= 13th Congress of the Russian Communist Party (Bolsheviks) =

1924 meeting of Soviet delegates

The 13th Congress of the Russian Communist Party (Bolsheviks) was held during 23–31 May 1924 in Moscow. Of the delegates attending, 748 had voting rights, and 416 had consultative rights. The congress elected the 13th Central Committee.

This congress was the Russian Communist Party (Bolsheviks)' first to take place after the death of Vladimir Lenin, and represents a transition between the Lenin and Joseph Stalin regimes. It was also the first confrontation between the Left Opposition (led by Leon Trotsky) and the "troika" (led by Stalin, Grigory Zinoviev, and Lev Kamenev).

== Background ==
By the time of Lenin's death on 21 January 1924, the New Economic Policy (NEP) had produced some economic stability after the famines and crises that had plagued the post-Civil War Soviet economy, such as the "sales crisis" of 1922. The posthumous cult of Lenin became a strategic tool for various Party leaders vying for the leadership. Party membership expanded by more than half during the February "Lenin Enrollment," while Stalin gave a series of lectures later titled Foundations of Leninism. Even though Stalin had been condemned as "too rude and... intolerable" and recommended for dismissal by the late Lenin in his "Last Testament," Stalin nonetheless successfully retained his position as General Secretary and crafted a powerful public association with Lenin's personality cult. Stalin's supporters used Trotsky's former disputes with Lenin to condemn him, and his theory of "permanent revolution" would become the main object of attack in the great theoretical debates following the 13th Party Congress.

== Discussions ==
Among the many issues that dominated the 13th Party Congress, the factional split between the Left Opposition and the "troika" was a major divider. Trotsky and the Left Opposition argued that world revolution was required for the success of socialism, since the Soviet Union could not survive on its own without any aid from Western economies. On the other hand, Stalin, Zinoviev, and Kamenev of the "troika" argued that the Politburo should proceed to organize socialism on a national scale, a policy known as "socialism in one country." On 27 May, Stalin declared Trotsky's line a "petty-bourgeois deviation."

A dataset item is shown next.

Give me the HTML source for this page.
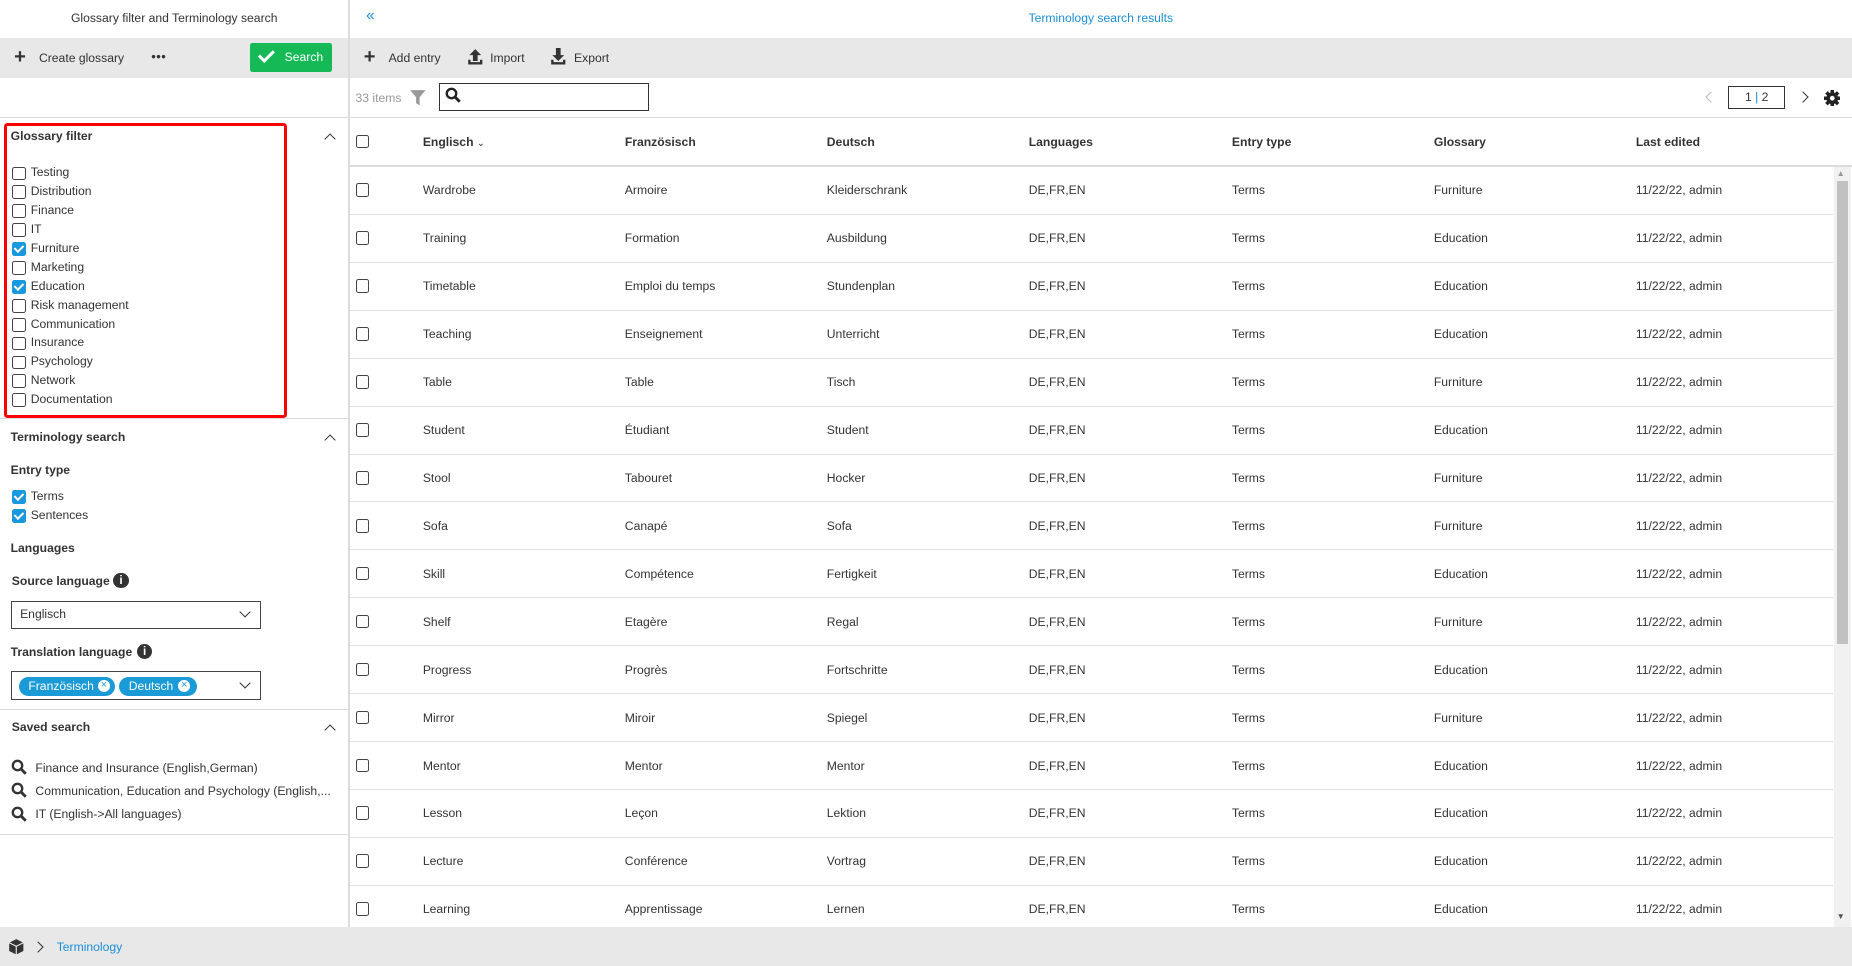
<!DOCTYPE html>
<html><head><meta charset="utf-8"><style>
html{zoom:1.18112}
body{margin:0;width:1568px;height:818px;position:relative;overflow:hidden;font-family:"Liberation Sans",sans-serif;font-size:10.3px;color:#333;background:#fff}
.a{position:absolute;white-space:nowrap}
.cb{position:absolute;width:10px;height:10px;border:1px solid #444;border-radius:2px;background:#fff}
.cb.on{background:#1a98de;border-color:#1a98de}
.cb.on:after{content:"";position:absolute;left:3px;top:0px;width:3px;height:6px;border:solid #fff;border-width:0 2px 2px 0;transform:rotate(45deg)}
.b{font-weight:bold}
.hl{position:absolute;height:1px;background:#dcdcdc}
.chev{position:absolute;width:6px;height:6px;border-left:1.5px solid #333;border-top:1.5px solid #333;transform:rotate(45deg)}
.dchev{position:absolute;width:6px;height:6px;border-right:1.5px solid #333;border-bottom:1.5px solid #333;transform:rotate(45deg)}
.row{position:absolute;left:296px;width:1256px;height:40px;border-bottom:1px solid #e0e0e0}
.row span{position:absolute;top:14px}
.row .cb{left:5px;top:14px}
</style></head><body>
<div class="a" style="left:0;width:295px;top:9px;text-align:center">Glossary filter and Terminology search</div>
<div class="a" style="left:310px;top:6px;color:#1a8fd6;font-size:13px">«</div>
<div class="a" style="left:296px;width:1272px;top:9px;text-align:center;color:#1a8fd6">Terminology search results</div>
<div style="position:absolute;left:295px;top:0;width:1px;height:785px;background:#dcdcdc"></div>
<div style="position:absolute;left:0;top:32px;width:1568px;height:34px;background:#e8e8e8"></div>
<div class="a b" style="left:12px;top:39px;font-size:17px">+</div>
<div class="a" style="left:33px;top:43px">Create glossary</div>
<div class="a b" style="left:128px;top:44px;font-size:7px;letter-spacing:0px">●●●</div>
<div style="position:absolute;left:212px;top:36px;width:69px;height:25px;background:#15b956;border-radius:2px;color:#fff">
<div class="a" style="left:10px;top:4px;width:5px;height:10px;border:solid #fff;border-width:0 3px 3px 0;transform:rotate(45deg)"></div>
<span class="a" style="left:29px;top:6px">Search</span></div>
<div style="position:absolute;left:295px;top:32px;width:1px;height:34px;background:#dcdcdc"></div>
<div class="a b" style="left:308px;top:39px;font-size:17px">+</div>
<div class="a" style="left:329px;top:43px">Add entry</div>
<svg class="a" style="left:395px;top:41px" width="14" height="15"><path d="M7 1L2 6h3v5h4V6h3z M1 10v4h12v-4h-2v2H3v-2z" fill="#333"/></svg>
<div class="a" style="left:415px;top:43px">Import</div>
<svg class="a" style="left:466px;top:41px" width="14" height="15"><path d="M5 0h4v6h3l-5 5-5-5h3z M1 10v4h12v-4h-2v2H3v-2z" fill="#333"/></svg>
<div class="a" style="left:486px;top:43px">Export</div>
<div class="a" style="left:301px;top:77px;color:#999">33 items</div>
<svg class="a" style="left:346px;top:75px" width="15" height="15"><path d="M1 1h13l-5 6v7l-3-2V7z" fill="#999"/></svg>
<div style="position:absolute;left:372px;top:70px;width:176px;height:22px;border:1px solid #333"></div>
<svg class="a" style="left:377px;top:74px" width="14" height="14"><circle cx="5.5" cy="5.5" r="4" fill="none" stroke="#222" stroke-width="2"/><path d="M8.5 8.5l4 4" stroke="#222" stroke-width="2.4"/></svg>
<div class="dchev" style="left:1445px;top:79px;transform:rotate(135deg);border-color:#bbb"></div>
<div style="position:absolute;left:1463px;top:73px;width:47px;height:18px;border:1px solid #333;text-align:center;line-height:18px">1 <span style="color:#1a8fd6">|</span> 2</div>
<div class="dchev" style="left:1523px;top:79px;transform:rotate(-45deg)"></div>
<svg class="a" style="left:1544px;top:76px" width="14" height="14" viewBox="0 0 14 14"><g fill="#222"><circle cx="7" cy="7" r="5"/><rect x="5.5" y="0" width="3" height="14"/><rect x="0" y="5.5" width="14" height="3"/><rect x="5.5" y="0" width="3" height="14" transform="rotate(45 7 7)"/><rect x="5.5" y="0" width="3" height="14" transform="rotate(-45 7 7)"/></g><circle cx="7" cy="7" r="2" fill="#fff"/></svg>
<div class="hl" style="left:0;top:99px;width:1568px"></div>
<div style="position:absolute;left:3px;top:104px;width:235px;height:245px;border:3px solid #f00;border-radius:3px"></div>
<div class="a b" style="left:9px;top:109px">Glossary filter</div>
<div class="chev" style="left:276px;top:114px"></div>
<div id="gl"></div>
<div class="hl" style="left:0;top:354px;width:295px"></div>
<div class="a b" style="left:9px;top:364px">Terminology search</div>
<div class="chev" style="left:276px;top:369px"></div>
<div class="a b" style="left:9px;top:392px">Entry type</div>
<div class="cb on" style="left:10px;top:415px"></div><div class="a" style="left:26px;top:414px">Terms</div>
<div class="cb on" style="left:10px;top:431px"></div><div class="a" style="left:26px;top:430px">Sentences</div>
<div class="a b" style="left:9px;top:458px">Languages</div>
<div class="a b" style="left:10px;top:486px">Source language</div>
<div class="a b" style="left:96px;top:485px;width:13px;height:13px;border-radius:50%;background:#333;color:#fff;text-align:center;font-size:10px;line-height:13px">i</div>
<div style="position:absolute;left:9px;top:509px;width:210px;height:22px;border:1px solid #444"></div>
<div class="a" style="left:17px;top:514px">Englisch</div>
<div class="dchev" style="left:204px;top:515px"></div>
<div class="a b" style="left:9px;top:546px">Translation language</div>
<div class="a b" style="left:116px;top:545px;width:13px;height:13px;border-radius:50%;background:#333;color:#fff;text-align:center;font-size:10px;line-height:13px">i</div>
<div style="position:absolute;left:9px;top:568px;width:210px;height:23px;border:1px solid #444"></div>
<div class="a" style="left:16px;top:573px;width:81px;height:16px;border-radius:8px;background:#1a9ad6;color:#fff;line-height:16px;padding-left:8px;box-sizing:border-box">Französisch<span style="position:absolute;left:67px;top:3px;width:10px;height:10px;border-radius:50%;background:#fff;color:#1a9ad6;font-size:9px;line-height:10px;text-align:center">×</span></div>
<div class="a" style="left:101px;top:573px;width:66px;height:16px;border-radius:8px;background:#1a9ad6;color:#fff;line-height:16px;padding-left:8px;box-sizing:border-box">Deutsch<span style="position:absolute;left:50px;top:3px;width:10px;height:10px;border-radius:50%;background:#fff;color:#1a9ad6;font-size:9px;line-height:10px;text-align:center">×</span></div>
<div class="dchev" style="left:204px;top:575px"></div>
<div class="hl" style="left:0;top:600px;width:295px"></div>
<div class="a b" style="left:10px;top:610px">Saved search</div>
<div class="chev" style="left:276px;top:615px"></div>
<svg class="a" style="left:9px;top:643px" width="14" height="14"><circle cx="5.5" cy="5.5" r="4" fill="none" stroke="#333" stroke-width="2"/><path d="M8.5 8.5l4 4" stroke="#333" stroke-width="2.4"/></svg>
<div class="a" style="left:30px;top:644px">Finance and Insurance (English,German)</div>
<svg class="a" style="left:9px;top:662px" width="14" height="14"><circle cx="5.5" cy="5.5" r="4" fill="none" stroke="#333" stroke-width="2"/><path d="M8.5 8.5l4 4" stroke="#333" stroke-width="2.4"/></svg>
<div class="a" style="left:30px;top:664px">Communication, Education and Psychology (English,...</div>
<svg class="a" style="left:9px;top:682px" width="14" height="14"><circle cx="5.5" cy="5.5" r="4" fill="none" stroke="#333" stroke-width="2"/><path d="M8.5 8.5l4 4" stroke="#333" stroke-width="2.4"/></svg>
<div class="a" style="left:30px;top:683px">IT (English-&gt;All languages)</div>
<div class="hl" style="left:0;top:706px;width:295px"></div>
<div class="cb" style="left:301px;top:114px"></div>
<div class="a b" style="left:358px;top:114px">Englisch <span style="font-size:8px;font-weight:normal">⌄</span></div>
<div class="a b" style="left:529px;top:114px">Französisch</div>
<div class="a b" style="left:700px;top:114px">Deutsch</div>
<div class="a b" style="left:871px;top:114px">Languages</div>
<div class="a b" style="left:1043px;top:114px">Entry type</div>
<div class="a b" style="left:1214px;top:114px">Glossary</div>
<div class="a b" style="left:1385px;top:114px">Last edited</div>
<div class="hl" style="left:296px;top:140px;width:1272px"></div>
<div id="rows"></div>
<div style="position:absolute;left:1553px;top:141px;width:14px;height:644px;background:#f1f1f1"></div>
<div style="position:absolute;left:1555px;top:153px;width:10px;height:392px;background:#c1c1c1"></div>
<div class="a" style="left:1555px;top:143px;font-size:7px;color:#999">▲</div>
<div class="a" style="left:1555px;top:772px;font-size:7px;color:#555">▼</div>
<div style="position:absolute;left:0;top:785px;width:1568px;height:33px;background:#e8e8e8"></div>
<svg class="a" style="left:7px;top:794px" width="14" height="15"><path d="M7 1l6 3v7l-6 3-6-3V4z" fill="#333"/><path d="M1 4l6 3 6-3M7 7v7" stroke="#e8e8e8" stroke-width="1" fill="none"/></svg>
<div class="dchev" style="left:29px;top:798px;transform:rotate(-45deg)"></div>
<div class="a" style="left:48px;top:796px;color:#1a8fd6">Terminology</div>
<script>
var g=["Testing","Distribution","Finance","IT","Furniture","Marketing","Education","Risk management","Communication","Insurance","Psychology","Network","Documentation"],h="";
g.forEach(function(n,i){var y=141+i*16;h+='<div class="cb'+((n=="Furniture"||n=="Education")?' on':'')+'" style="left:10px;top:'+y+'px"></div><div class="a" style="left:26px;top:'+(y-1)+'px">'+n+'</div>';});
document.getElementById("gl").innerHTML=h;
var d=[["Wardrobe","Armoire","Kleiderschrank","Furniture"],["Training","Formation","Ausbildung","Education"],["Timetable","Emploi du temps","Stundenplan","Education"],["Teaching","Enseignement","Unterricht","Education"],["Table","Table","Tisch","Furniture"],["Student","Étudiant","Student","Education"],["Stool","Tabouret","Hocker","Furniture"],["Sofa","Canapé","Sofa","Furniture"],["Skill","Compétence","Fertigkeit","Education"],["Shelf","Etagère","Regal","Furniture"],["Progress","Progrès","Fortschritte","Education"],["Mirror","Miroir","Spiegel","Furniture"],["Mentor","Mentor","Mentor","Education"],["Lesson","Leçon","Lektion","Education"],["Lecture","Conférence","Vortrag","Education"],["Learning","Apprentissage","Lernen","Education"]];
h="";d.forEach(function(r,i){var y=141+i*40.6;h+='<div class="row" style="top:'+y+'px"><div class="cb"></div><span style="left:62px">'+r[0]+'</span><span style="left:233px">'+r[1]+'</span><span style="left:404px">'+r[2]+'</span><span style="left:575px">DE,FR,EN</span><span style="left:747px">Terms</span><span style="left:918px">'+r[3]+'</span><span style="left:1089px">11/22/22, admin</span></div>';});
document.getElementById("rows").innerHTML=h;
</script>
</body></html>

Lenin's "Letter to the Congress" was also read out loud to the 13th Party Congress, and among its criticisms of the different leading personalities of the Politburo, the most condemning was of Stalin. Nonetheless, the Congress chose not to publish this letter, and Stalin retained his post as General-Secretary until his death in 1953.

== Aftermath ==
The 13th Party Congress marked the beginning of the Stalinist era, and the factionalism that emerged set the stage for the next five years, during which further struggles would emerge between factions over Soviet and international policy.